The Monetary Board (MB), in its meeting held on 20 January 2012, approved the revised guidelines strengthening BSP’s governance standards for supervised financial institutions as part of its continuing efforts to implement corporate governance reforms in the financial industry. The guidelines are largely patterned after the Basel Committee on Banking Supervision paper “Principles for Enhancing Corporate Governance”, which was issued in light of the lessons learned in the 2007 financial crisis.
The guidelines emphasize the need for the board of directors (BOD) of BSP supervised financial institutions to enhance its ability to exercise objective judgments and to ensure that there is a strong system for checks and balances in the entity. Measures toward this end were introduced covering specific areas such as, board composition, independent director requirements, membership in board committees and specific duties and responsibilities of the BOD.
First, supervised entities are advised to select members of the BOD from a broad pool of candidates and to have sufficient number of non-executive members in the board. Non-executive members, as defined in the guidelines, refer to those who are not part of the executive committee or involved in the day to day management of operations. Moreover, supervised financial institutions are encouraged to appoint a chairperson who is a non-executive, whenever possible.
Second, the guidelines increased the requirement on the minimum number of independent directors from two (2) to having at least 20% but not less than 2. It also adopted the term limits for independent directors prescribed by the Securities and Exchange Commission for public and listed companies. The SEC, in particular, prescribed that an independent director can only be elected as such in only five (5) companies of the conglomerate. Moreover, the SEC is also prescribing a 5-2-5 rule, wherein an independent director can only serve as such in the same company for five (5) consecutive years. The term may be extended for another five (5) consecutive years only after a two-year (2) "cooling off" period. After serving for ten years, the independent director shall be perpetually barred from being elected as such in the same company. Under the approved governance guidelines of the BSP, the foregoing rules shall apply to all types of banks.

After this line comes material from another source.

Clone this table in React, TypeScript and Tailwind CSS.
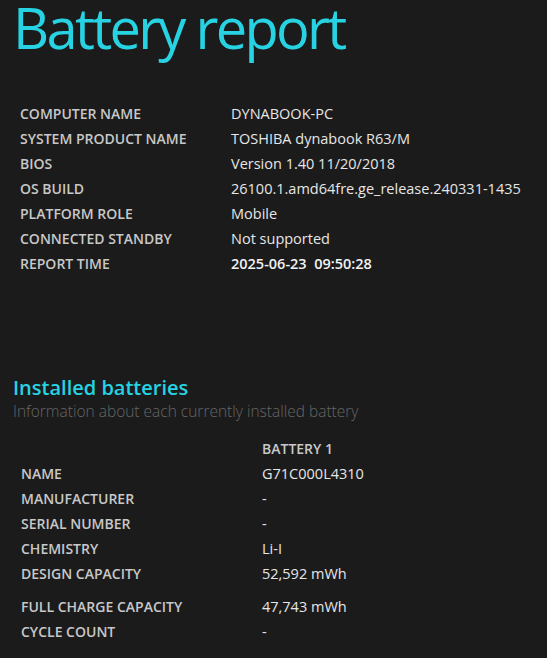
const sysInfo: [string, string, boolean?][] = [
  ['COMPUTER NAME', 'DYNABOOK-PC'],
  ['SYSTEM PRODUCT NAME', 'TOSHIBA dynabook R63/M'],
  ['BIOS', 'Version 1.40 11/20/2018'],
  ['OS BUILD', '26100.1.amd64fre.ge_release.240331-1435'],
  ['PLATFORM ROLE', 'Mobile'],
  ['CONNECTED STANDBY', 'Not supported'],
  ['REPORT TIME', '2025-06-23\u00a0\u00a009:50:28', true],
];

const battery: [string, string][] = [
  ['NAME', 'G71C000L4310'],
  ['MANUFACTURER', '-'],
  ['SERIAL NUMBER', '-'],
  ['CHEMISTRY', 'Li-I'],
  ['DESIGN CAPACITY', '52,592 mWh'],
];

const battery2: [string, string][] = [
  ['FULL CHARGE CAPACITY', '47,743 mWh'],
  ['CYCLE COUNT', '-'],
];

const App = () => {
  return (
    <div
      className="w-[547px] h-[658px] overflow-hidden bg-[#1b1b1b] text-[#e6e6e6]"
      style={{ fontFamily: '"Open Sans", "Noto Sans", sans-serif' }}
    >
      {/* Title */}
      <h1 className="pl-[13px] text-[56px] leading-[54px] text-[#27d3e2] tracking-[-2.7px]">
        Battery report
      </h1>

      {/* System info */}
      <div className="mt-[47px] pl-[20px]">
        {sysInfo.map(([label, value, bold]) => (
          <div key={label} className="flex h-[25px] items-center">
            <div className="w-[211px] text-[14px] font-semibold text-[#c8c8c8]">{label}</div>
            <div className={`text-[14.5px] ${bold ? 'font-semibold text-[#f2f2f2]' : 'text-[#e6e6e6]'}`}>{value}</div>
          </div>
        ))}
      </div>

      {/* Installed batteries */}
      <div className="mt-[99px] pl-[13px]">
        <h2 className="text-[20px] leading-[26px] font-semibold text-[#27d3e2]">Installed batteries</h2>
        <p className="text-[15.5px] leading-[21px] font-light text-[#666666]">
          Information about each currently installed battery
        </p>
      </div>

      <div className="mt-[14px] pl-[21px]">
        <div className="flex h-[25px] items-center">
          <div className="w-[241px]" />
          <div className="text-[14px] font-semibold text-[#c8c8c8]">BATTERY 1</div>
        </div>
        {battery.map(([label, value]) => (
          <div key={label} className="flex h-[25px] items-center">
            <div className="w-[241px] text-[14px] font-semibold text-[#c8c8c8]">{label}</div>
            <div className="text-[14.5px] text-[#e6e6e6]">{value}</div>
          </div>
        ))}
        <div className="mt-[8px]">
          {battery2.map(([label, value]) => (
            <div key={label} className="flex h-[25px] items-center">
              <div className="w-[241px] text-[14px] font-semibold text-[#c8c8c8]">{label}</div>
              <div className="text-[14.5px] text-[#e6e6e6]">{value}</div>
            </div>
          ))}
        </div>
      </div>
    </div>
  );
};

export default App;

Third, the guidelines explicitly prohibit the Chief Executive Officer, Chief Financial Officer and/or Treasurer from being part of the audit committee so as to prevent personnel holding said positions from exercising undue influence on the decision of the said committee. Moreover, the guidelines require at least one (1) independent director to be a member of the risk oversight committee (formerly risk management committee) and that the chairperson of said committee be a non-executive member. The guidelines further provide that the chairperson of the corporate governance committee be an independent director.
In applying the principle of proportionality, on the other hand, the MB relaxed existing regulations for non-complex banks by requiring them to constitute at a minimum, only the audit committee from the existing requirement of constituting at least three (3) committees (i.e., audit, corporate governance and risk oversight). In this regard, all universal and commercial banks shall be considered as complex while thrift, rural and cooperative banks shall be considered as non-complex, unless the BSP declares otherwise.
Finally, to ensure that the systems for checks and balances remain effective, the guidelines require non-executive board members to conduct regular meetings with the external auditor and heads of the internal audit, compliance and risk management functions.
BSP’s expectations relative to noted common governance issues and concerns in its supervised entities were also set-out in the governance guidelines. For instance, BSP expectations and requirements concerning supervised entities belonging in conglomerate structures either as parent company or a subsidiary/affiliate of a non-regulated parent company were provided. In particular, in the case of a parent company bank, the basic principle that applies is that its board of directors shall have the overall responsibility for ensuring consistent adoption of corporate governance policies and systems across the entire group. In cases where the bank is a subsidiary/affiliate of a non-BSP regulated parent company, on the other hand, its board of directors should ensure that it complies with the governance policies, practices and systems of the parent company as well as meets the standards and requirements set forth under existing laws, rules and regulations. Under both cases, supervised entities are required to disclose to the BSP all entities in the group as well as all significant transactions between entities in the group involving any BSP-regulated institution. These requirements are intended to provide the BSP a better appreciation of the interaction and dependencies of entities, including a supervised financial institution, belonging to the same conglomerate.
Also, the guidelines required universal/commercial banks to appoint a Chief Risk Officer (CRO) and clarified the reporting line for said position. Specifically, CROs may report to the President or Senior Management but shall have direct access to the board and the risk oversight committee without any impediment. In order to ensure the independence of said position, the guidelines provide that the performance ratings of the CRO should be confirmed by the BOD and that the replacement of the person holding this position should be reported to the BSP.
The approved guidelines are the first of a three-part issuance on corporate governance, which will be followed by issuances governing internal controls and risk management, respectively. The three-part governance package is expected to be completed this year.